Além de contar a história de amor entre Sokolov e Gita, o livro O Tatuador de Auschwitz se propõe a trazer novas informações sobre um pedaço da história do Holocausto.
Inicialmente, a escritora pensou em um roteiro para filme. A agência australiana de cinema concordou em financiar o projeto de pesquisa.
“Tínhamos pesquisadores fora do país, profissionais que examinaram e encontraram documentos impressionantes para checar o que ele dizia”, conta Morris.
Esses documentos, por exemplo, a ajudaram descobrir que os pais de Sokolov foram mortos em Auschwitz um mês antes de ele chegar lá.
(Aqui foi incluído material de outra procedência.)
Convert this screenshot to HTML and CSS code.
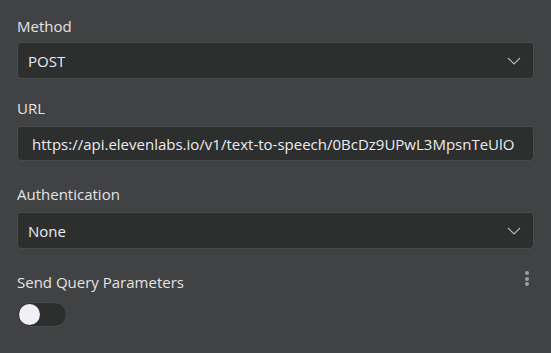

Sokolov morreu em 2006, antes de ficar sabendo o que aconteceu com os próprios pais.
Também foi encontrado um documento que indicava o nome e o número de Sokolov. Tratava-se de uma lista com nomes de outros prisioneiros. No alto do papel estava escrito em alemão “Abt – Aufnhmershreiber, Pramienauszahlung vom 26.7.44”, que seria um forte indicativo que ele de fato trabalhou para a área política da SS, apesar de o papel não detalhar nenhum trabalho especifico.
Cedric Geffen, presidente do memorial do Holocausto na Austrália, diz ter ficado fascinado com a história de Sokolov.
“Nunca tinha pensando muito na questão da identidade do tatuador e se ele havia sido um dos prisioneiros que os nazistas forçavam a fazer coisas inimagináveis”, diz.
Para Geffen, contar essa narrativa ajuda jovens gerações, aqueles que nunca passaram por essas atrocidades, a se conectarem com a história.
“Isso se traduz em emoções e em experiências mais tangíveis que, sem dúvida, acompanharam cada pessoa que passou por esse período, a maioria dos quais não viveu para contar sua história”, diz Geffen.
“É importante contar essa história à medida que se humaniza um papel que poucas pessoas pensam quando se recordam deste horrível período”, acrescenta. “Quem foi a pessoa encarregada de infligir essa horrível degradação física? Por que ele fez isso? Como era sua vida? O que aconteceu com ele?”
The Tattooist of Auschwitz, ou O Tatuador de Auschwitz, de Heather Morris, será lançado no Reino Unido em 11 de janeiro pela editora Bonnier Zaffre.